Would that it were that easy. That's what lots of observers are saying in the wake of Bloomberg's plan, and if Americans were the type to take such advice to heart, it would be a great solution. Problem is, health advocates (and journalists and many others) have been harping about healthier habits for decades, with only limited success, if any at all. In fact, as statistics show, the trends in some cases are heading in the wrong direction, even in the face of plentiful information and evidence.
Case in point: diabetes in Oklahoma.
A report prepared nearly a decade ago raised alarming concerns about the growth of diabetes in Oklahoma during the prior decade. The "Oklahoma Diabetes Plan - Reducing the Burden of Diabetes," determined that the prevalence of diabetes among Oklahoma adults had increased by 43 percent during the decade of the 1990s.
Diabetes was one of the top 10 leading causes of death in the state at the time, accounting for about 1,800 deaths a year. In 1999, Oklahoma ranked 15th in diabetes deaths in the nation.
The report estimated that the cost of diabetes to the state then was about $1.8 billion a year.
According to the report, one in five Oklahoma adults back then was obese. And remember what the figure is now? One in three. So since the alarms were sounded about diabetes a decade ago, our obesity problem has grown far worse. And our diabetes problem has grown as well, nearly doubling in the last decade. Oklahoma's death rate from diabetes has risen from 15th highest in 1999 to the nation's fourth highest in 2007.
No easy answer
So is the answer to the diabetes and obesity epidemics to restrict sugary products? If we resort to such a strategy, opponents are justified in asking what's next, given that restrictions seem to breed more restrictions - which suggests maybe there are good reasons for the restrictions. But though new limits may seem onerous at first, people tend to get used to them and even acknowledge their worth after awhile. Remember when it was acceptable to smoke in movie theaters, airplanes and elevators? Lots of us at first thought it was kind of extreme to ban tobacco use in those places, but now those restrictions seem quite mild. In fact, most of us support indoor tobacco-use bans.
OK, so sugar isn't exactly the same as tobacco, as critics of sugar restrictions are quick to point out. Secondhand smoke can harm other people, but gulping a gallon of soda doesn't hurt the person next to you. Except when it comes time to pick up the soda-guzzler's health-care tab.
The health crusade against tobacco can help guide us on the obesity front, even if the issues aren't identical. What worked to help bring tobacco use down was not one single strategy, but a combination of approaches that are still ongoing. Higher tobacco taxes, educational campaigns, tougher restrictions, higher insurance rates, accessible cessation programs and changes in attitudes all have combined to bring usage down.
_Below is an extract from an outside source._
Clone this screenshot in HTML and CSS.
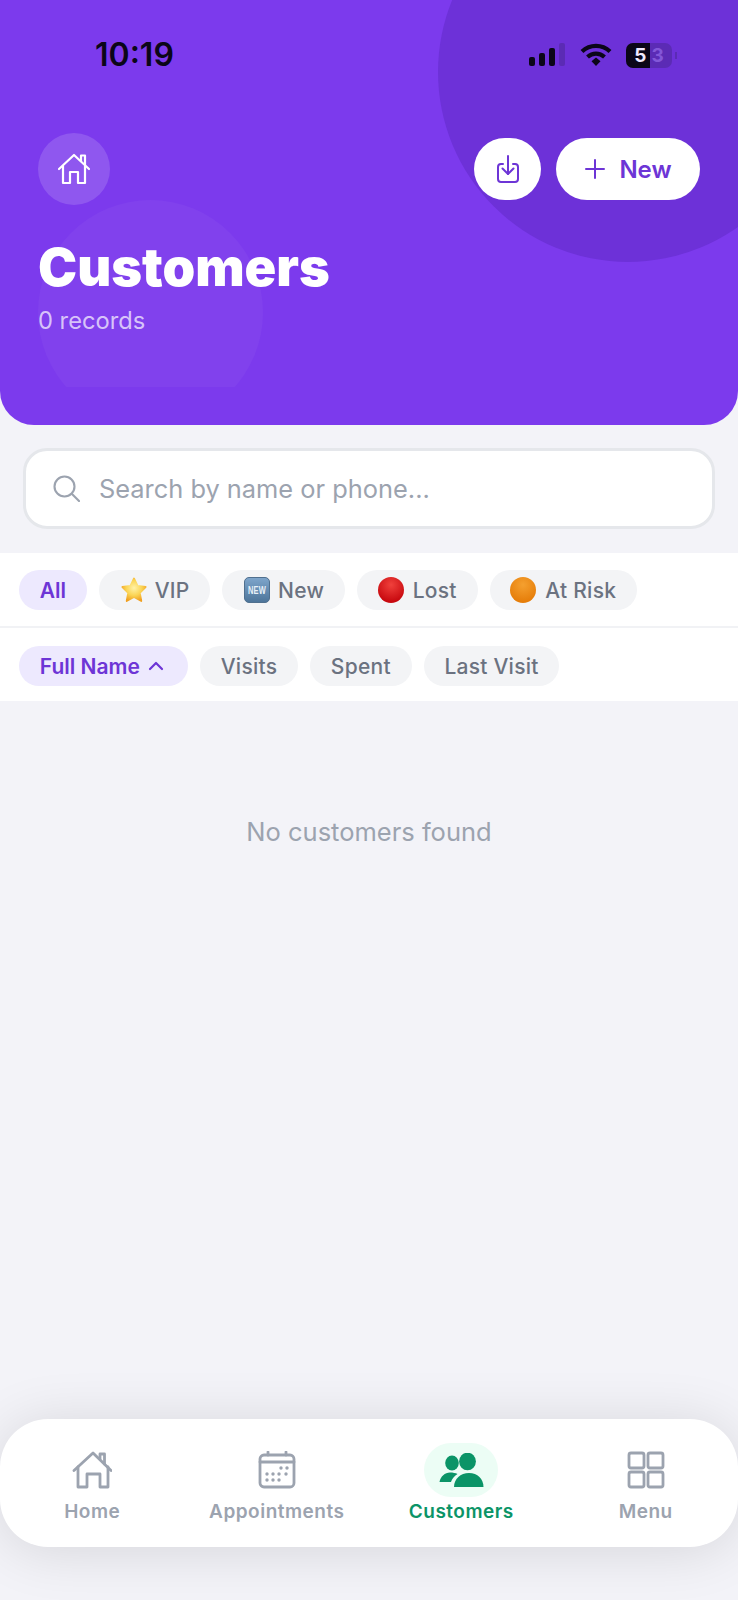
FILE: index.html
```html
<!DOCTYPE html>
<html lang="en">
<head>
  <meta charset="UTF-8" />
  <meta name="viewport" content="width=device-width, initial-scale=1.0">
  <title>Customers</title>
  <link rel="stylesheet" href="styles.css">
</head>
<body>
  <div class="page">

    <header class="hero">
      <div class="hero-bg">
        <div class="blob-dark"></div>
        <div class="blob-light"></div>
      </div>

      <div class="status-bar">
        <span class="clock">10:19</span>
        <div class="status-icons">
          <svg width="37" height="24" viewBox="0 0 37 24">
            <rect x="0" y="14" width="6" height="9" rx="2" fill="#0b0618"/>
            <rect x="10" y="10" width="6" height="13" rx="2" fill="#0b0618"/>
            <rect x="20" y="5" width="6" height="18" rx="2" fill="#0b0618"/>
            <rect x="30" y="0" width="6" height="23" rx="2" fill="#5b2bb5"/>
          </svg>
          <svg width="32" height="24" viewBox="0 0 32 24">
            <path d="M2 8.5C10 1 22 1 30 8.5" fill="none" stroke="#0b0618" stroke-width="4.2"/>
            <path d="M7.5 14C12.5 9.5 19.5 9.5 24.5 14" fill="none" stroke="#0b0618" stroke-width="4.2"/>
            <path d="M11.5 18.2L16 14.6L20.5 18.2L16 23Z" fill="#0b0618"/>
          </svg>
          <div class="battery">
            <div class="battery-fill"></div>
            <span class="battery-num">5</span><span class="battery-num dim">3</span>
          </div>
          <span class="battery-cap"></span>
        </div>
      </div>

      <div class="hero-actions">
        <button class="home-btn">
          <svg width="36" height="36" viewBox="0 0 36 36" fill="none" stroke="#fff" stroke-width="2.2" stroke-linejoin="round" stroke-linecap="round">
            <path d="M3 18L18 4L33 18"/>
            <path d="M25 10V4.5H29V14"/>
            <path d="M7 15V32H14V21H22V32H29V15"/>
          </svg>
        </button>
        <div class="action-group">
          <button class="export-btn">
            <svg width="22" height="28" viewBox="0 0 22 28" fill="none" stroke="#6d35d6" stroke-width="2" stroke-linecap="round" stroke-linejoin="round">
              <path d="M6 9H4a3 3 0 0 0-3 3v12a3 3 0 0 0 3 3h14a3 3 0 0 0 3-3V12a3 3 0 0 0-3-3h-2"/>
              <path d="M11 1V19"/>
              <path d="M5.5 13.5L11 19L16.5 13.5"/>
            </svg>
          </button>
          <button class="new-btn">
            <svg width="22" height="22" viewBox="0 0 22 22" stroke="#6d35d6" stroke-width="2" stroke-linecap="round">
              <path d="M11 2V20M2 11H20"/>
            </svg>
            New
          </button>
        </div>
      </div>

      <h1 class="title">Customers</h1>
      <p class="subtitle">0 records</p>
    </header>

    <div class="search-wrap">
      <div class="search">
        <svg width="27" height="27" viewBox="0 0 27 27" fill="none" stroke="#9ca3af" stroke-width="2.1" stroke-linecap="round">
          <circle cx="11.5" cy="11.5" r="10"/>
          <path d="M19 19L26 26"/>
        </svg>
        <span class="search-text">Search by name or phone...</span>
      </div>
    </div>

    <div class="filters">
      <div class="chip-row">
        <span class="chip active">All</span>
        <span class="chip">
          <svg width="28" height="28" viewBox="0 0 28 28">
            <defs>
              <radialGradient id="starFill" cx="50%" cy="42%" r="60%">
                <stop offset="0" stop-color="#fff2a8"/>
                <stop offset="0.55" stop-color="#fbd556"/>
                <stop offset="1" stop-color="#f0a020"/>
              </radialGradient>
            </defs>
            <path d="M14 2.5L17.6 10L25.6 11L19.8 16.8L21.3 25L14 21L6.7 25L8.2 16.8L2.4 11L10.4 10Z" fill="url(#starFill)" stroke="url(#starFill)" stroke-width="1.8" stroke-linejoin="round"/>
          </svg>
          VIP
        </span>
        <span class="chip">
          <svg width="28" height="28" viewBox="0 0 28 28">
            <defs>
              <linearGradient id="newFill" x1="0" y1="0" x2="0" y2="1">
                <stop offset="0" stop-color="#7fa6cc"/>
                <stop offset="1" stop-color="#4c7499"/>
              </linearGradient>
            </defs>
            <rect x="1.5" y="1.5" width="25" height="25" rx="4.5" fill="url(#newFill)" stroke="#50708f"/>
            <text x="14" y="18" text-anchor="middle" textLength="18" lengthAdjust="spacingAndGlyphs" class="emoji-new">NEW</text>
          </svg>
          New
        </span>
        <span class="chip wide-gap">
          <span class="dot red"></span>
          Lost
        </span>
        <span class="chip wide-gap">
          <span class="dot orange"></span>
          At Risk
        </span>
      </div>
      <div class="chip-row second">
        <span class="chip active sort">
          Full Name
          <svg width="16" height="10" viewBox="0 0 16 10" fill="none" stroke="#6d35d6" stroke-width="2.2" stroke-linecap="round" stroke-linejoin="round">
            <path d="M2 8L8 2L14 8"/>
          </svg>
        </span>
        <span class="chip">Visits</span>
        <span class="chip">Spent</span>
        <span class="chip">Last Visit</span>
      </div>
    </div>

    <main class="content">
      <p class="empty">No customers found</p>
    </main>

    <nav class="tabbar">
      <a class="tab">
        <span class="tab-icon">
          <svg width="40" height="38" viewBox="0 0 40 38" fill="none" stroke="#9ca3af" stroke-width="2.8" stroke-linejoin="round" stroke-linecap="round">
            <path d="M2 19.5L21 2L39 19.5"/>
            <path d="M28 8V3H32.5V13"/>
            <path d="M6 16V36H15V23H28V36H36V16"/>
          </svg>
        </span>
        Home
      </a>
      <a class="tab">
        <span class="tab-icon">
          <svg width="38" height="38" viewBox="0 0 38 38" fill="none" stroke="#9ca3af" stroke-width="2.8" stroke-linecap="round">
            <rect x="2" y="4" width="34" height="32" rx="4"/>
            <path d="M2 11H36M10 1V4M28 1V4"/>
            <g fill="#9ca3af" stroke="none">
              <circle cx="23" cy="17" r="1.7"/><circle cx="29" cy="17" r="1.7"/>
              <circle cx="9" cy="23" r="1.7"/><circle cx="15" cy="23" r="1.7"/><circle cx="21" cy="23" r="1.7"/><circle cx="28" cy="23" r="1.7"/>
              <circle cx="9" cy="29" r="1.7"/><circle cx="15" cy="29" r="1.7"/><circle cx="21" cy="29" r="1.7"/>
            </g>
          </svg>
        </span>
        Appointments
      </a>
      <a class="tab current">
        <span class="tab-icon">
          <svg width="46" height="34" viewBox="0 0 46 34" fill="#0b9467">
            <ellipse cx="14" cy="10" rx="6.8" ry="7.4"/>
            <ellipse cx="29.5" cy="8.5" rx="8.4" ry="8.8"/>
            <path d="M1.5 29C2.5 23.5 7 19.5 12 19.5C15 19.5 17.5 20 19.5 21C16 23 14 26 13 29Z"/>
            <path d="M16 34C16 26 22.5 20 31 20C39.5 20 45.5 26 45.5 34Z"/>
          </svg>
        </span>
        Customers
      </a>
      <a class="tab">
        <span class="tab-icon">
          <svg width="38" height="38" viewBox="0 0 38 38" fill="none" stroke="#9ca3af" stroke-width="2.8">
            <rect x="2" y="2" width="15" height="15" rx="2"/>
            <rect x="21" y="2" width="15" height="15" rx="2"/>
            <rect x="2" y="21" width="15" height="15" rx="2"/>
            <rect x="21" y="21" width="15" height="15" rx="2"/>
          </svg>
        </span>
        Menu
      </a>
    </nav>

  </div>
</body>
</html>
```

FILE: styles.css
```css
* {
  margin: 0;
  padding: 0;
  box-sizing: border-box;
}

html, body {
  height: 100%;
  font-family: Inter, "Noto Sans", sans-serif;
  background: #f3f3f8;
}

.page {
  min-height: 1600px;
  display: flex;
  flex-direction: column;
}

/* header */
.hero {
  position: relative;
  height: 425px;
  padding: 0 38px;
  background: #7c3aed;
  border-radius: 0 0 34px 34px;
  overflow: hidden;
  color: #fff;
}

.hero-bg {
  position: absolute;
  top: 0;
  left: 0;
  width: 100%;
  height: 387px;
  overflow: hidden;
}

.blob-dark {
  position: absolute;
  top: -118px;
  right: -80px;
  width: 380px;
  height: 380px;
  border-radius: 50%;
  background: #6d31d8;
}

.blob-light {
  position: absolute;
  top: 200px;
  left: 38px;
  width: 225px;
  height: 225px;
  border-radius: 50%;
  background: rgba(255, 255, 255, 0.04);
}

.status-bar {
  position: relative;
  height: 133px;
  display: flex;
  justify-content: space-between;
  align-items: flex-start;
  padding: 36px 0 0 57px;
}

.clock {
  font-size: 32px;
  font-weight: 600;
  line-height: 38px;
  color: #0b0618;
}

.status-icons {
  display: flex;
  align-items: center;
  gap: 14px;
  height: 38px;
  margin-right: 23px;
}

.battery {
  position: relative;
  width: 46px;
  height: 25px;
  border-radius: 7px;
  background: #5b2bb5;
  overflow: hidden;
  display: flex;
  justify-content: center;
  align-items: center;
  gap: 5px;
}

.battery-fill {
  position: absolute;
  top: 0;
  left: 0;
  width: 24px;
  height: 100%;
  background: #0b0618;
}

.battery-num {
  position: relative;
  font-size: 19px;
  font-weight: 700;
  color: #efe8ff;
}

.battery-num.dim {
  color: #8357d8;
}

.battery-cap {
  width: 2px;
  height: 7px;
  margin-left: -11px;
  background: #5b2bb5;
}

.hero-actions {
  position: relative;
  display: flex;
  justify-content: space-between;
  align-items: flex-start;
}

.home-btn {
  width: 72px;
  height: 72px;
  border: none;
  border-radius: 50%;
  background: rgba(255, 255, 255, 0.15);
  display: flex;
  justify-content: center;
  align-items: center;
}

.action-group {
  display: flex;
  gap: 15px;
  margin-top: 5px;
}

.export-btn,
.new-btn {
  height: 62px;
  border: none;
  border-radius: 31px;
  background: #fff;
  display: flex;
  justify-content: center;
  align-items: center;
}

.export-btn {
  width: 67px;
}

.new-btn {
  width: 144px;
  gap: 13px;
  font-family: inherit;
  font-size: 24px;
  font-weight: 600;
  color: #6d35d6;
}

.title {
  position: relative;
  margin-top: 32px;
  font-size: 52.4px;
  font-weight: 900;
  line-height: 60px;
}

.subtitle {
  position: relative;
  margin-top: 8px;
  font-size: 23.7px;
  line-height: 32px;
  color: rgba(255, 255, 255, 0.7);
}

/* search */
.search-wrap {
  padding: 23px 23px 24px;
}

.search {
  height: 81px;
  padding: 0 27px;
  display: flex;
  align-items: center;
  gap: 19px;
  background: #fff;
  border: 3px solid #e5e7eb;
  border-radius: 24px;
}

.search-text {
  font-size: 25.4px;
  color: #9ca3af;
}

/* chips */
.filters {
  background: #fff;
}

.chip-row {
  height: 75px;
  padding: 17px 19px 0;
  display: flex;
  gap: 12px;
  border-bottom: 2px solid #f1f2f5;
}

.chip-row.second {
  height: 73px;
  padding-top: 18px;
  border-bottom: none;
}

.chip {
  height: 40px;
  padding: 0 20.8px;
  display: flex;
  align-items: center;
  gap: 7px;
  border-radius: 20px;
  background: #f3f4f6;
  font-size: 21px;
  font-weight: 500;
  letter-spacing: 0.25px;
  color: #6b7280;
  white-space: nowrap;
}

.chip.wide-gap {
  gap: 9px;
}

.chip.sort {
  gap: 8px;
  padding-right: 24px;
}

.chip.active {
  background: #ede9fe;
  font-weight: 600;
  letter-spacing: 0;
  color: #6d35d6;
}

.emoji-new {
  font-family: "Liberation Sans", sans-serif;
  font-size: 10px;
  font-weight: 700;
  fill: #e8f0f8;
}

.dot {
  width: 26px;
  height: 26px;
  border-radius: 50%;
}

.dot.red {
  background: radial-gradient(circle at 50% 30%, #f0413c, #c8090f 75%);
}

.dot.orange {
  background: radial-gradient(circle at 50% 30%, #f5a02f, #e67e0a 75%);
}

/* empty */
.content {
  flex: 1;
  padding-top: 112px;
}

.empty {
  font-size: 25.5px;
  line-height: 38px;
  text-align: center;
  color: #9ca3af;
}

/* bottom nav */
.tabbar {
  height: 128px;
  margin-bottom: 53px;
  display: grid;
  grid-template-columns: repeat(4, 1fr);
  background: #fff;
  border-radius: 48px;
  box-shadow: 0 4px 56px rgba(0, 0, 0, 0.12);
}

.tab {
  padding-top: 24px;
  display: flex;
  flex-direction: column;
  align-items: center;
  font-size: 19px;
  font-weight: 600;
  letter-spacing: 0.5px;
  color: #9ca3af;
}

.tab-icon {
  width: 74px;
  height: 54px;
  margin-bottom: 3px;
  border-radius: 27px;
  display: flex;
  justify-content: center;
  align-items: center;
}

.tab.current {
  color: #0b9467;
}

.tab.current .tab-icon {
  background: #ecfdf5;
}
```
I personally don't much care for Bloomberg's plan, but he makes a good point: If a soda drinker has to get up to go buy another 16-ounce beverage, he or she may think twice about it - and maybe even about other eating habits that are unhealthy.
And at least Bloomberg is willing to do something bold and dramatic, and take some heat in order to save children from a serious condition that could shorten their lives. We could go the easier route by adopting a less-controversial obesity-fighting strategy that will take decades to have much effect - if it works at all - but to do that, we could be dooming tens of thousands of children to poor health and premature death.